Jargon to blame for confusion over govt’s traveller quarantine fees proposal; ‘don’t twist and spin’, warned Lord Tu‘iha‘angana

    Lord Tu’iha’angana has warned the government in parliament to come clean and tell the public it was working on a proposal for travellers to pay their stay in managed isolation and quarantine (MIQ).

    Minister of Health Dr ‘Amelia Tu’ipulotu (L), Lord Tu’iha’angana

    The nobility MP said the government should give clear explanation about the proposal and avoid trying to mislead the public into believing there will be no such fees.

    The noble also warned the government to be “transparent” saying the reality was that travellers are currently staying in MIQ free, while the government is working on a proposal to charge future passengers.

    In Tongan Lord Tu’iha’angana said: “Mahino ia ‘oku te’eki ke totongi, ka ‘oku ‘i ai e fokotu’utu’u pehē pea ‘oku ou tui ko e fiema’u ia ko ē ‘ata kitu’a”.

    Lord Tu’iha’angana also said:  “Kae ‘oua ‘e toe takai pehē mai, hangē ko ē ‘oku toe ki’i vilovilo holo, ha’u hangatonu pē ke mahino ‘oku te’eki ai ke charge ‘a e 4 afe ka ‘oku fai e ngāue ki ai ‘a e Komiti ko ē pea ‘e toki ha’u faka’osi”.

    In English this means:

    “Do not spin and twist it, just come straight so that it is clear the $4,000 fees are yet to be charged but a committee is working on it before a final decision”.

    Lord Tu’iha’angana was responding after what appears to be the Minister of Health’s failure to give a straight answer to a straight question from Ha’apai 13 MP after he asked her to clarify the “proposal”.

    In Tongan MP Mo’ale Finau said: “Ko e ki’i konga ‘e taha ‘i he health ‘Eiki Sea.
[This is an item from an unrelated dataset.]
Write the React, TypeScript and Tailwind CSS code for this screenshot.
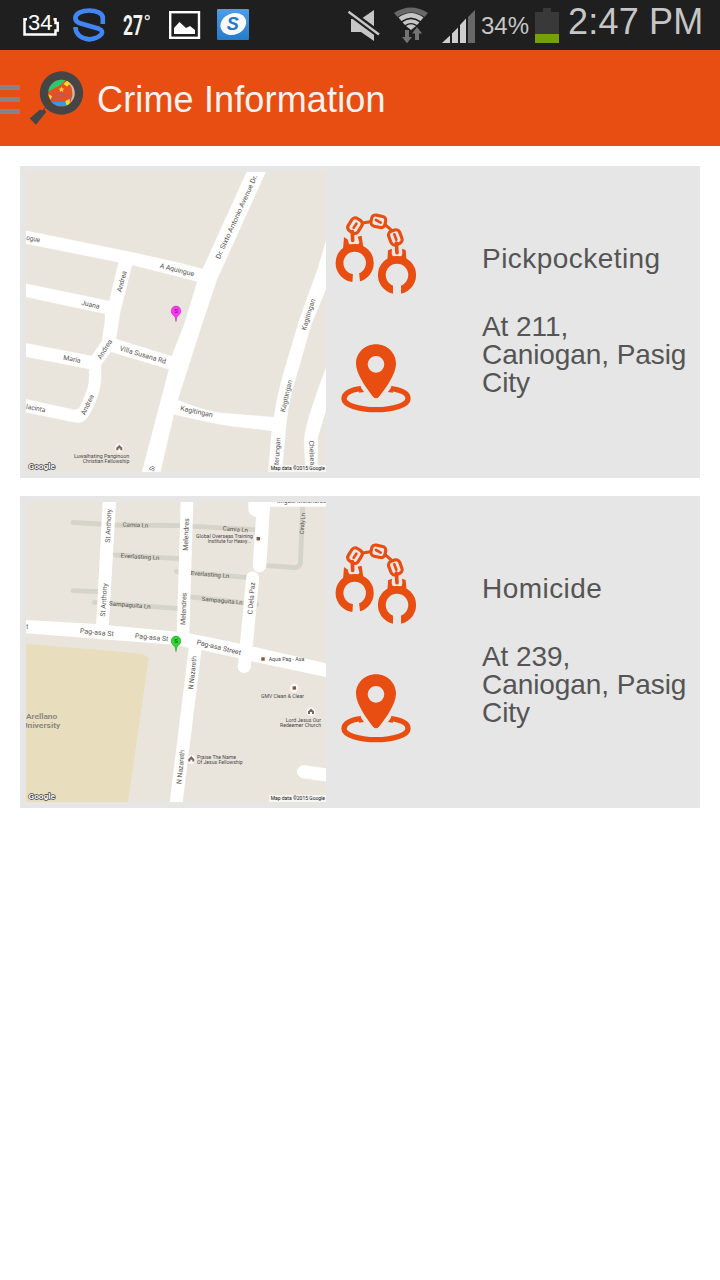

Ko e ki’i me’a pē eni ia ‘Eiki Sea ‘oku ki’i hamumu ai ‘a e motu’a ni. Ko e fo’i konga ko ē ‘o e 4000. Na’e pehē foki ‘aneafi na’e ‘ikai ke fai ha fakakaukau pehē pea hangē ‘oku ki’i malohi mai ‘Eiki Sea e me’a ni ia hangē ia ‘oku ha’uha’u pē ki’i fo’i fokotu’u ia ke ‘alu ki he Kapineti.

    In English this means:

    “One thing about Health Mr Speaker. Something I am concerned about. The part about the $4,000. Yesterday it was said there was no such idea but Mr Speaker it’s becoming clear now the proposal is likely to go to Cabinet”.

    In her response, instead of clarifying the proposal, the Minister of Health Dr ‘Amelia Tu’ipulotu  began by saying the government is not charging repatriated travelers with such fees. But that was not the question. She was asked to clarify Finau’s concern about the proposal.

    The minister’s answer in the first place appears to show she was attempting to avoid being straightforward. And instead of using the word “fokotu’u” the English word for proposal she used the word “kaveinga ko ‘eni”, which it can be interpreted in English to refer to – this issue.

    And instead of clearly saying a government committee was being tasked with revising the quarantine fees and expenses, she said it was a small committee, “ki’i kōmiti si’i”.

    “But it has yet to be submitted to Cabinet,” Dr Tu’ipulotu said in Tongan of the proposal.

    The Prime Minister claimed in parliament he was just made aware of the proposal after he read it in an email, apparently, an email by CEO Ma’u to Kaniva News on Wednesday last week confirming the proposal in which the Prime Minister was copied. Tu’i’onetoa said there was no decision made yet, “te’eki ke fai ha tu’utu’uni pau”.

    As we reported last week and today, Communication (MEIDECC) CEO Paula Ma’u has confirmed to us last week the proposal is currently underway for passengers to pay their stay in MIQ from their own pockets.

    He previously said in a press release the work to create the proposal was endorsed by the National Emergency Management Committee and National Committee for Covid-19.

    He said when the proposal is completed it will be submitted to the two committees and if they approve it the proposal will then go to Cabinet for final decision.

    Ma’u said the proposal was initiated after the costs for the managed isolation facilities were too expensive for the government to pay.

    The planned quarantine fee was raised in parliament last week by former Minister of Health Saia Piukala. The Minister of Finance denied it.

    The proposal has sparked heated debates online with critics calling on the government to withdraw it.

    Critics argued that the Tongan returnees were people who got stuck overseas because of Covid-19 and most of them were on visitor’s visas.

    They said this was not a good proposal for people who returned from New Zealand and Australian seasonal worker programmes because the quarantine fees would be an equivalent of the wages they earned after working up to eight weeks in the farms.